Watching a friend deal with cancer

Breast cancer awareness month is upon us, so it feels important to write on the subject of cancer and treatment. Writing about cancer is a difficult subject for so many obvious reasons, and so much has been written about it. I have been putting off writing this blog for a good couple of weeks… I have been feeling the fear of writing about this because although two people in my life have been touched by cancer, it feels difficult to write about something as an outsider.

This blog is my personal take on what I have witnessed, learnt and read about. It seems to me that when a person is diagnosed with cancer, suddenly everyone has an opinion. From their Dr to a stranger on the bus, people always want to share their experiences; They have read something; they have a friend who has had a miracle recovery or they know of someone who didn’t take the Dr’s advice and the cancer has returned. All of these opinions are given with the best of intentions and love, but it must be incredibly overwhelming for anyone who has been given a diagnosis of a life threatening illness. How on earth do you make any decisions about your health when you are struggling with such fear.

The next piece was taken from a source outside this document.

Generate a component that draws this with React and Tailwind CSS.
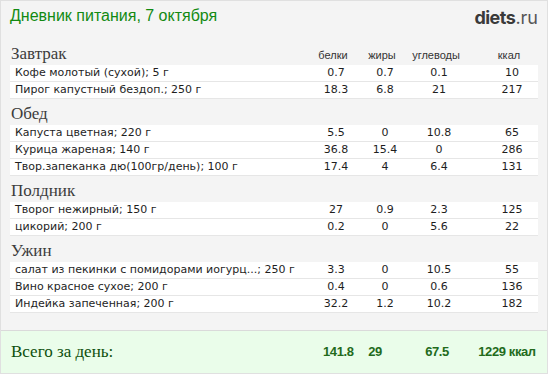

It seems to me that whatever decisions you make about your health, whether it is cancer or any other life threatening illness, it is important to have as much trust in the process and decisions that you make for yourself as possible. At this time especially, it is not about pleasing others or feeling pressurised to do something that you are not sure about. Whatever conventional treatment you are offered, or have, and whether you combine it with complementary therapy or opt for a more conventional approach, it seems to me that it is important to play a proactive role in your healing.

Personally I love this book Radical Remission, Surviving Cancer Against All Odds. This book is an observation of people’s stories about their cancer journey written by Kelly Turner Phd. Through these stories she has observed 9 key factors that people have used to help themselves.

They are:

1. Radically change their diet

2. Taking control of your health.

3. Following your intuition.

4. Using herbs and supplements.

5. Releasing suppressed emotions.

6. Increasing positive emotions.

7. Embracing social support.

8. Deepening your spiritual connection.

9. Having strong reasons for living

One thing that is abundantly clear to me is that a diagnosis of cancer requires a lot of connections with friends, family and health professionals. Watching people I know deal with cancer was incredibly humbling and to witness how many people are willing to help someone at their most vulnerable moments was very moving. Allowing others to help can also take a great deal of bravery, especially for people who have always been strong and independent.